* Prompt:
Identify the lines that contain the word "styles" and copy each one.
** START Stored data **
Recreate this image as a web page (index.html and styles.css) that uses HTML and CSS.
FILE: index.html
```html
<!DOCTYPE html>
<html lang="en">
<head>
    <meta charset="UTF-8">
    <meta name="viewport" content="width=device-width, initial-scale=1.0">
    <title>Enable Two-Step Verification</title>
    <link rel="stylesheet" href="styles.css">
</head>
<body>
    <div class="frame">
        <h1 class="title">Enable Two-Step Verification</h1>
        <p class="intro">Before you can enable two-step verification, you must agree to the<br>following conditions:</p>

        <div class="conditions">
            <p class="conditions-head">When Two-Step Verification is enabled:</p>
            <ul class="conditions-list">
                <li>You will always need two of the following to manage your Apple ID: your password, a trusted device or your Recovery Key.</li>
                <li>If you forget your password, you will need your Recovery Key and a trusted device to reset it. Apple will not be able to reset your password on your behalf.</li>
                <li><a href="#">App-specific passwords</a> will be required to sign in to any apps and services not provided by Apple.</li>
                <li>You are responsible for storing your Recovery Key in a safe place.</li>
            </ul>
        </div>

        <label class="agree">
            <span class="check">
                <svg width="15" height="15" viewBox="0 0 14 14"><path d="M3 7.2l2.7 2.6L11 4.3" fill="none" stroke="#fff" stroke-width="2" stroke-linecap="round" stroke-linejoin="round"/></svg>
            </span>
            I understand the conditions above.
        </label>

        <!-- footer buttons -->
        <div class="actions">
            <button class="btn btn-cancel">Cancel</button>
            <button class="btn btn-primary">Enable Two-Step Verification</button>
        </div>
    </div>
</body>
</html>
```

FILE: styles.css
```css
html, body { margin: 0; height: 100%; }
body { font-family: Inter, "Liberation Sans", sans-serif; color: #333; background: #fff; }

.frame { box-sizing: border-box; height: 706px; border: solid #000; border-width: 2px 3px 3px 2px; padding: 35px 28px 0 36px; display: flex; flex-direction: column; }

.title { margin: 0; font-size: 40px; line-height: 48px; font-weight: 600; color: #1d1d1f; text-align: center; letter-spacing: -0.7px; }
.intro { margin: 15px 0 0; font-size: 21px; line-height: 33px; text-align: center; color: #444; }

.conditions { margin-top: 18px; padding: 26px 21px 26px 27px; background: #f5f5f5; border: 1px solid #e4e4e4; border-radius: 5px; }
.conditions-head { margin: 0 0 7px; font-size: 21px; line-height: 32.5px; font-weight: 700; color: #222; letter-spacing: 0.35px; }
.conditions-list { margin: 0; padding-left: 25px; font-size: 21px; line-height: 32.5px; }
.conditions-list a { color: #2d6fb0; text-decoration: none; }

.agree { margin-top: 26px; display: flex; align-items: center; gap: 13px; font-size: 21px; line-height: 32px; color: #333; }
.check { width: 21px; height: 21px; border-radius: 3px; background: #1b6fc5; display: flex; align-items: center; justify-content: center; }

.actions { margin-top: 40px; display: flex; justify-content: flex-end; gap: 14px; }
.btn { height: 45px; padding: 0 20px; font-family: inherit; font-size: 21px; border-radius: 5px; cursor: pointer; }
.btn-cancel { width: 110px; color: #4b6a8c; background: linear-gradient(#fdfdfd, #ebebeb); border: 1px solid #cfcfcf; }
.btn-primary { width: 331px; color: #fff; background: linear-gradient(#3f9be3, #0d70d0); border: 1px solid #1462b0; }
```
** END Stored data **
* Task output:
Recreate this image as a web page (index.html and styles.css) that uses HTML and CSS.
    <link rel="stylesheet" href="styles.css">
FILE: styles.css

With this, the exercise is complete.